* start GIVEN DATA *

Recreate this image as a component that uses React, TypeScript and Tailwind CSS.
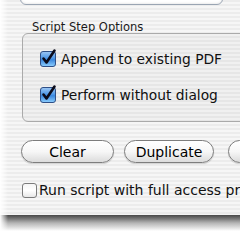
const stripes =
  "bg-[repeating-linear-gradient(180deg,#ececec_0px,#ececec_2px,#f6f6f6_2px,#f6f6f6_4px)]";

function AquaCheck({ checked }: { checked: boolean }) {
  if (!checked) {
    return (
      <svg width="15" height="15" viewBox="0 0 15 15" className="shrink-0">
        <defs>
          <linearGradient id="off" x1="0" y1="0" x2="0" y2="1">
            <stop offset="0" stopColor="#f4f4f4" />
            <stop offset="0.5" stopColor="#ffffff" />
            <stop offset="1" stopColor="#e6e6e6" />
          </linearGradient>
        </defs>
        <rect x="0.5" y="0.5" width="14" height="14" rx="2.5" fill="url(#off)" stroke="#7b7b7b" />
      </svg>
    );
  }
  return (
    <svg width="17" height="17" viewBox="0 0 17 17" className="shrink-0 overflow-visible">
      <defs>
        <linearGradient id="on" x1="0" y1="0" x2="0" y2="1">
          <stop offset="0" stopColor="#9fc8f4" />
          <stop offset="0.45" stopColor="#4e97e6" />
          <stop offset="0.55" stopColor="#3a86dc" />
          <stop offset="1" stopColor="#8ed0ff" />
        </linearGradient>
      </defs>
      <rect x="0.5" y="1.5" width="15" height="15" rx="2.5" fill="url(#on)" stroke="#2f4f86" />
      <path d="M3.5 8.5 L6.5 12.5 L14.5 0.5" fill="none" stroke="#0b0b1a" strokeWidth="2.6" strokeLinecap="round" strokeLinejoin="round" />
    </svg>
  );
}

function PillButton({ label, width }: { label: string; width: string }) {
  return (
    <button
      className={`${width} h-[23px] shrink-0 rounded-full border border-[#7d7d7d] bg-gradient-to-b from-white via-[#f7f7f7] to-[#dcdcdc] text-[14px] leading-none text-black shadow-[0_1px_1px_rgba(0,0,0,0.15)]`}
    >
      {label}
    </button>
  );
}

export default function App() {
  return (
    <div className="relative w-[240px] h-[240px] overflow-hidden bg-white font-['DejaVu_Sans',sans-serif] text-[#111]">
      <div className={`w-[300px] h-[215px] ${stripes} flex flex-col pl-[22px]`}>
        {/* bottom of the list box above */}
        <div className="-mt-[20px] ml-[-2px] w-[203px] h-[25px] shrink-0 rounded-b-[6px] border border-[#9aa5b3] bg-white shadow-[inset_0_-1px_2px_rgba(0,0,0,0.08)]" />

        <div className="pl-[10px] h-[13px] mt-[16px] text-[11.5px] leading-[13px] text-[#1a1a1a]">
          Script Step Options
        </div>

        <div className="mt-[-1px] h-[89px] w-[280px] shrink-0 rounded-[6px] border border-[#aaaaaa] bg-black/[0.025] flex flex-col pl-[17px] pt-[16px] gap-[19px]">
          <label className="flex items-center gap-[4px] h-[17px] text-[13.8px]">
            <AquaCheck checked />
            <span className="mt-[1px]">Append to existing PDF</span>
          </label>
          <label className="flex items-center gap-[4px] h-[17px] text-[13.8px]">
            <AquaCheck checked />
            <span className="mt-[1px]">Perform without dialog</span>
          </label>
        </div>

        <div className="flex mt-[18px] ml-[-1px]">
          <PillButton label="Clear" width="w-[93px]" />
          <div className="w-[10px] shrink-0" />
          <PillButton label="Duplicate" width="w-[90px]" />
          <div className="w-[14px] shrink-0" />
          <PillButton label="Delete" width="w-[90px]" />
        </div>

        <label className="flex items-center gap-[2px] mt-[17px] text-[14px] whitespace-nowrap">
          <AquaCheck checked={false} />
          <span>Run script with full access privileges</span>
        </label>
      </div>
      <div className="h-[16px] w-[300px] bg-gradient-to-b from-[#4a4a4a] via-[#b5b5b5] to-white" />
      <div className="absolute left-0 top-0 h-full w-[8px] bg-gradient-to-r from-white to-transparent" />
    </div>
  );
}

* end GIVEN DATA *

### EXERCISE OBJECTIVE
Leave the images out and output the remaining material exactly as it stands.

### RESULT
Recreate this image as a component that uses React, TypeScript and Tailwind CSS.
const stripes =
  "bg-[repeating-linear-gradient(180deg,#ececec_0px,#ececec_2px,#f6f6f6_2px,#f6f6f6_4px)]";

function AquaCheck({ checked }: { checked: boolean }) {
  if (!checked) {
    return (
      <svg width="15" height="15" viewBox="0 0 15 15" className="shrink-0">
        <defs>
          <linearGradient id="off" x1="0" y1="0" x2="0" y2="1">
            <stop offset="0" stopColor="#f4f4f4" />
            <stop offset="0.5" stopColor="#ffffff" />
            <stop offset="1" stopColor="#e6e6e6" />
          </linearGradient>
        </defs>
        <rect x="0.5" y="0.5" width="14" height="14" rx="2.5" fill="url(#off)" stroke="#7b7b7b" />
      </svg>
    );
  }
  return (
    <svg width="17" height="17" viewBox="0 0 17 17" className="shrink-0 overflow-visible">
      <defs>
        <linearGradient id="on" x1="0" y1="0" x2="0" y2="1">
          <stop offset="0" stopColor="#9fc8f4" />
          <stop offset="0.45" stopColor="#4e97e6" />
          <stop offset="0.55" stopColor="#3a86dc" />
          <stop offset="1" stopColor="#8ed0ff" />
        </linearGradient>
      </defs>
      <rect x="0.5" y="1.5" width="15" height="15" rx="2.5" fill="url(#on)" stroke="#2f4f86" />
      <path d="M3.5 8.5 L6.5 12.5 L14.5 0.5" fill="none" stroke="#0b0b1a" strokeWidth="2.6" strokeLinecap="round" strokeLinejoin="round" />
    </svg>
  );
}

function PillButton({ label, width }: { label: string; width: string }) {
  return (
    <button
      className={`${width} h-[23px] shrink-0 rounded-full border border-[#7d7d7d] bg-gradient-to-b from-white via-[#f7f7f7] to-[#dcdcdc] text-[14px] leading-none text-black shadow-[0_1px_1px_rgba(0,0,0,0.15)]`}
    >
      {label}
    </button>
  );
}

export default function App() {
  return (
    <div className="relative w-[240px] h-[240px] overflow-hidden bg-white font-['DejaVu_Sans',sans-serif] text-[#111]">
      <div className={`w-[300px] h-[215px] ${stripes} flex flex-col pl-[22px]`}>
        {/* bottom of the list box above */}
        <div className="-mt-[20px] ml-[-2px] w-[203px] h-[25px] shrink-0 rounded-b-[6px] border border-[#9aa5b3] bg-white shadow-[inset_0_-1px_2px_rgba(0,0,0,0.08)]" />

        <div className="pl-[10px] h-[13px] mt-[16px] text-[11.5px] leading-[13px] text-[#1a1a1a]">
          Script Step Options
        </div>

        <div className="mt-[-1px] h-[89px] w-[280px] shrink-0 rounded-[6px] border border-[#aaaaaa] bg-black/[0.025] flex flex-col pl-[17px] pt-[16px] gap-[19px]">
          <label className="flex items-center gap-[4px] h-[17px] text-[13.8px]">
            <AquaCheck checked />
            <span className="mt-[1px]">Append to existing PDF</span>
          </label>
          <label className="flex items-center gap-[4px] h-[17px] text-[13.8px]">
            <AquaCheck checked />
            <span className="mt-[1px]">Perform without dialog</span>
          </label>
        </div>

        <div className="flex mt-[18px] ml-[-1px]">
          <PillButton label="Clear" width="w-[93px]" />
          <div className="w-[10px] shrink-0" />
          <PillButton label="Duplicate" width="w-[90px]" />
          <div className="w-[14px] shrink-0" />
          <PillButton label="Delete" width="w-[90px]" />
        </div>

        <label className="flex items-center gap-[2px] mt-[17px] text-[14px] whitespace-nowrap">
          <AquaCheck checked={false} />
          <span>Run script with full access privileges</span>
        </label>
      </div>
      <div className="h-[16px] w-[300px] bg-gradient-to-b from-[#4a4a4a] via-[#b5b5b5] to-white" />
      <div className="absolute left-0 top-0 h-full w-[8px] bg-gradient-to-r from-white to-transparent" />
    </div>
  );
}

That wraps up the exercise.